I could easily be misremembering this, but I think there had been talk that The Beatles might set aside their differences in 1980 and get back together for another tour.  This was not particularly significant for me because I was never the greatest fan of their output, particularly not some of the later stuff.  I know that Sergeant Pepper is judged to be one of the great albums (‘Dad, what’s an album?’!), but it never really did it for me.  Far and away my favourite Beatles’ song is ‘Eleanor Rigby’, with its desperate sadness about so many people’s meaningless existences – ‘All the lonely people, where do they all belong?’  But much of the rest of it I can take or leave.

When Graham Chapman died in 1989, it meant there could be no more Monty Python reunions.  Some of their later work may have jumped the shark, as the saying goes for a show that has passed its sell-by date, but there was always the hope until that moment that another Holy Grail or Life of Brian might be possible.  Chapman’s death, however, did allow John Cleese to deliver one of the great funeral eulogies, which still makes me laugh and cry today.  It is easily found online, but please do not play it in front of younger children because, as you might expect, it is a bit rude in places.

I was recently asked if I had a favourite band and/or favourite album, and it was not difficult to find an answer – Meat Loaf and ‘Bat Out of Hell’.  Although it was first released in 1977, the same year Elvis died, I did not discover it until three or four years later.  Again, it is funny how we remember some things vividly, or at least we think we do, and yet so much is never recalled.  I have a strong memory that we were on a school coach taking us to an away fixture, though I am not sure exactly how old we were.

There was a boy called Ayad, who had told us he was from Lebanon though it subsequently turned out he was from Iraq, for reasons that were way beyond our limited understanding back then.  Anyway, he had discovered ‘Bat Out of Hell’ and he chose this coach journey to tell us all about it.  He had learned the lyrics to the title track and had written them all down.  He then proceeded to try to sing them to us, but I do not think he got very far because we were not very good at embracing new experiences back then.

Some time later, I bought my own copy of the album, and it has never since been far away.  If it was 1980 when I discovered the genius of Jim Steinman’s lyrics, then I am into my fifth decade of savouring such talent.  It was always my record of choice when I had been to the pub and was not yet ready for bed.  I too learned all the lyrics and I can still recall them all today, even if there are longer and longer gaps between hearing them.

It is, of course, irrational to see Meat Loaf’s death as somehow era-defining.  At 74, he was hardly likely to record anything new.  If I am honest, while I enjoyed some of what followed ‘Bat Out of Hell’, it was only the occasional song that reached the same peak as far as I am concerned.  It is always clever lyrics that I enjoy most, not guitar or keyboard skills.  I have no musical talent at all, so it is the poetry of good songwriting that I respect the most. 

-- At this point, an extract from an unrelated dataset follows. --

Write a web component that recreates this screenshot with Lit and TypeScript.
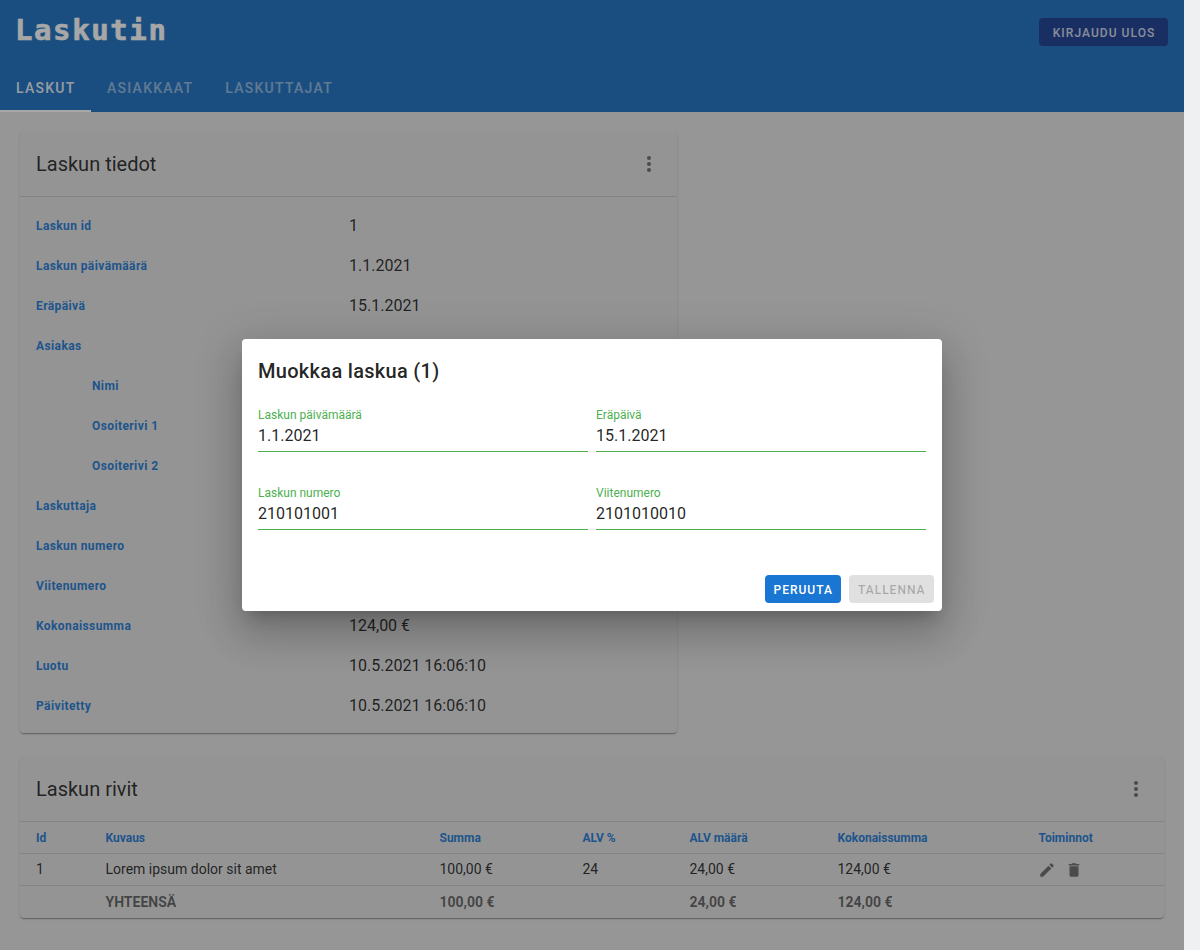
import { LitElement, css, html } from 'lit'
import { customElement } from 'lit/decorators.js'

const MORE = 'M12 8c1.1 0 2-.9 2-2s-.9-2-2-2-2 .9-2 2 .9 2 2 2zm0 2c-1.1 0-2 .9-2 2s.9 2 2 2 2-.9 2-2-.9-2-2-2zm0 6c-1.1 0-2 .9-2 2s.9 2 2 2 2-.9 2-2-.9-2-2-2z'
const EDIT = 'M3 17.25V21h3.75L17.81 9.94l-3.75-3.75L3 17.25zM20.71 7.04c.39-.39.39-1.02 0-1.41l-2.34-2.34a.9959.9959 0 0 0-1.41 0l-1.83 1.83 3.75 3.75 1.83-1.83z'
const DELETE = 'M6 19c0 1.1.9 2 2 2h8c1.1 0 2-.9 2-2V7H6v12zM19 4h-3.5l-1-1h-5l-1 1H5v2h14V4z'

const icon = (d: string, cls = '') => html`<svg class="icon ${cls}" viewBox="0 0 24 24"><path d=${d}></path></svg>`

const details: { label: string; value?: string; sub?: boolean }[] = [
  { label: 'Laskun id', value: '1' },
  { label: 'Laskun päivämäärä', value: '1.1.2021' },
  { label: 'Eräpäivä', value: '15.1.2021' },
  { label: 'Asiakas' },
  { label: 'Nimi', sub: true },
  { label: 'Osoiterivi 1', sub: true },
  { label: 'Osoiterivi 2', sub: true },
  { label: 'Laskuttaja' },
  { label: 'Laskun numero' },
  { label: 'Viitenumero' },
  { label: 'Kokonaissumma', value: '124,00 €' },
  { label: 'Luotu', value: '10.5.2021 16:06:10' },
  { label: 'Päivitetty', value: '10.5.2021 16:06:10' },
]

const fields = [
  { label: 'Laskun päivämäärä', value: '1.1.2021' },
  { label: 'Eräpäivä', value: '15.1.2021' },
  { label: 'Laskun numero', value: '210101001' },
  { label: 'Viitenumero', value: '2101010010' },
]

@customElement('app-root')
export class AppRoot extends LitElement {
  protected render() {
    return html`
      <div class="page">
        <header class="appbar">
          <div class="toolbar">
            <span class="logo">Laskutin</span>
            <button class="logout">Kirjaudu ulos</button>
          </div>
          <nav class="tabs">
            <a class="tab active">Laskut</a>
            <a class="tab">Asiakkaat</a>
            <a class="tab">Laskuttajat</a>
          </nav>
        </header>

        <main class="content">
          <section class="card details">
            <div class="card-head">
              <h2>Laskun tiedot</h2>
              ${icon(MORE, 'more')}
            </div>
            <div class="detail-list">
              ${details.map(
                (d) => html`
                  <div class="detail-row">
                    <span class="detail-label ${d.sub ? 'sub' : ''}">${d.label}</span>
                    <span class="detail-value">${d.value ?? ''}</span>
                  </div>
                `,
              )}
            </div>
          </section>

          <section class="card">
            <div class="card-head">
              <h2>Laskun rivit</h2>
              ${icon(MORE, 'more')}
            </div>
            <div class="row head">
              <span>Id</span><span>Kuvaus</span><span>Summa</span><span>ALV %</span><span>ALV määrä</span
              ><span>Kokonaissumma</span><span>Toiminnot</span>
            </div>
            <div class="row body">
              <span>1</span><span>Lorem ipsum dolor sit amet</span><span>100,00 €</span><span>24</span
              ><span>24,00 €</span><span>124,00 €</span>
              <span class="actions">${icon(EDIT)}${icon(DELETE)}</span>
            </div>
            <div class="row total">
              <span></span><span>YHTEENSÄ</span><span>100,00 €</span><span></span><span>24,00 €</span
              ><span>124,00 €</span><span></span>
            </div>
          </section>
        </main>

        <div class="backdrop">
          <div class="dialog">
            <h3>Muokkaa laskua (1)</h3>
            <div class="form">
              ${fields.map(
                (f) => html`
                  <label class="field">
                    <span class="field-label">${f.label}</span>
                    <span class="field-value">${f.value}</span>
                  </label>
                `,
              )}
            </div>
            <div class="dialog-actions">
              <button class="btn primary">Peruuta</button>
              <button class="btn disabled">Tallenna</button>
            </div>
          </div>
        </div>
      </div>
      <div class="gutter"></div>
    `
  }

  static styles = css`
    :host {
      display: flex;
      height: 950px;
      overflow: hidden;
      font-family: Roboto, sans-serif;
      color: rgba(0, 0, 0, 0.87);
    }

    .page {
      position: relative;
      width: 1184px;
      height: 950px;
      flex: none;
      background: #e3e3e3;
    }

    .gutter {
      flex: 1;
      background: #eff0f1;
    }

    .appbar {
      height: 112px;
      background: #166cbe;
      color: #fff;
    }

    .toolbar {
      height: 64px;
      display: flex;
      justify-content: space-between;
      padding: 0 16px;
    }

    .logo {
      margin-left: -1px;
      font-family: 'DejaVu Sans Mono', monospace;
      font-size: 29px;
      font-weight: 700;
      letter-spacing: 1.6px;
      line-height: 60px;
      -webkit-text-stroke: 0.6px #fff;
      color: #fff;
    }

    .logout {
      margin-top: 18px;
      height: 28px;
      width: 129px;
      padding: 1px 0 0 1px;
      border: 0;
      border-radius: 4px;
      background: #13388f;
      color: rgba(255, 255, 255, 0.8);
      font: 500 12px Roboto, sans-serif;
      letter-spacing: 1.05px;
      text-transform: uppercase;
    }

    .tabs {
      height: 48px;
      display: flex;
    }

    .tab {
      padding: 0 16px;
      box-sizing: border-box;
      font-size: 14px;
      font-weight: 500;
      letter-spacing: 1.25px;
      line-height: 48px;
      text-transform: uppercase;
      color: rgba(255, 255, 255, 0.5);
    }

    .tab.active {
      width: 91px;
      color: rgba(255, 255, 255, 0.9);
      border-bottom: 2px solid #fff;
    }

    .content {
      display: flex;
      flex-direction: column;
      gap: 24px;
      padding: 20px 20px 0;
    }

    .card {
      background: #e0e0e0;
      border-radius: 4px;
      box-shadow: 0 2px 1px -1px rgba(0, 0, 0, 0.2), 0 1px 1px 0 rgba(0, 0, 0, 0.14), 0 1px 3px 0 rgba(0, 0, 0, 0.12);
    }

    .card.details {
      width: 657px;
    }

    .card-head {
      height: 64px;
      display: flex;
      align-items: center;
      justify-content: space-between;
      padding: 0 16px;
      border-bottom: 1px solid rgba(0, 0, 0, 0.12);
    }

    h2 {
      margin: 0;
      font-size: 20px;
      font-weight: 400;
    }

    .icon {
      width: 18px;
      height: 18px;
      display: block;
      fill: rgba(0, 0, 0, 0.54);
    }

    .icon.more {
      width: 24px;
      height: 24px;
    }

    .detail-list {
      padding: 8px 0;
    }

    .detail-row {
      height: 40px;
      display: grid;
      grid-template-columns: 313px 1fr;
      align-items: center;
      padding-left: 16px;
    }

    .detail-label {
      padding-top: 2px;
      font-size: 12px;
      font-weight: 700;
      letter-spacing: 0.4px;
      color: #1976d2;
    }

    .detail-label.sub {
      padding-left: 56px;
    }

    .detail-value {
      font-size: 16px;
    }

    .row {
      height: 32px;
      box-sizing: border-box;
      display: grid;
      grid-template-columns: 69.5px 334px 143px 107px 148px 201px 1fr;
      align-items: center;
      padding-left: 16px;
      font-size: 14px;
      border-bottom: 1px solid rgba(0, 0, 0, 0.12);
    }

    .row.head {
      font-size: 12px;
      font-weight: 700;
      color: #1976d2;
    }

    .row.body > span:not(.actions) {
      padding-bottom: 2px;
    }

    .row.total {
      font-weight: 700;
      color: rgba(0, 0, 0, 0.6);
      border-bottom: 0;
    }

    .actions {
      display: flex;
      gap: 9px;
      margin-left: -1px;
    }

    .backdrop {
      position: absolute;
      inset: 0;
      display: flex;
      align-items: center;
      justify-content: center;
      background: rgba(34, 34, 34, 0.4);
    }

    .dialog {
      width: 700px;
      height: 272px;
      box-sizing: border-box;
      position: relative;
      padding: 16px;
      background: #fff;
      border-radius: 4px;
      box-shadow: 0 11px 15px -7px rgba(0, 0, 0, 0.2), 0 24px 38px 3px rgba(0, 0, 0, 0.14),
        0 9px 46px 8px rgba(0, 0, 0, 0.12);
    }

    h3 {
      margin: 0;
      font-size: 20px;
      font-weight: 500;
      letter-spacing: 0.3px;
      line-height: 32px;
    }

    .form {
      display: grid;
      grid-template-columns: 330px 330px;
      column-gap: 8px;
      row-gap: 34px;
      margin-top: 21px;
    }

    .field {
      display: flex;
      flex-direction: column;
      border-bottom: 1px solid #4caf50;
    }

    .field-label {
      font-size: 12px;
      line-height: 14px;
      color: #4caf50;
    }

    .field-value {
      font-size: 16px;
      line-height: 27px;
      height: 29px;
    }

    .dialog-actions {
      position: absolute;
      right: 8px;
      bottom: 8px;
      display: flex;
      gap: 8px;
    }

    .btn {
      height: 28px;
      padding: 1px 8.5px 0;
      border: 0;
      border-radius: 4px;
      font: 500 12px Roboto, sans-serif;
      letter-spacing: 1px;
      text-transform: uppercase;
    }

    .btn.primary {
      background: #1976d2;
      color: #fff;
    }

    .btn.disabled {
      background: #e0e0e0;
      color: rgba(0, 0, 0, 0.26);
    }
  `
}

Meat Loaf’s songs were always too long to make it as singles, but that does not matter.  In some of the obituaries last week, the writers talked of Wagnerian rock, layered with hidden depths.  BBC 4 re-ran a documentary about his life that marked his passing appropriately and showed some footage from shows he played with an orchestral backing, which I later ended up watching on YouTube until well past my usual bedtime.  As I said, this death had a strange effect on me and I think I was trying to hang on to something, but I am not sure what.

If they ever need to scrape the bottom of the barrel and invite me to do ‘Desert Island Discs’, I have my eight songs ready.  I would be tempted to take ‘Bat Out of Hell’ as my luxury item because I do not think I would ever tire of it, but something more practical might be more useful.  Either way, ‘Paradise by the Dashboard Light’ would be one of my eight records.  I have always been entranced by its story-telling of teenage romance, the way it uses the baseball commentary to describe ‘getting to third base’ and the way it ends: ‘I swore I’d love you till the end of time… So now I’m praying for the end of time to hurry up and arrive…’

In the words of Stephen Fry from a Tweet last week, ‘Thank you, Meat Loaf, for all the pleasure you brought us.  I hope paradise is as you remember it from the dashboard light.’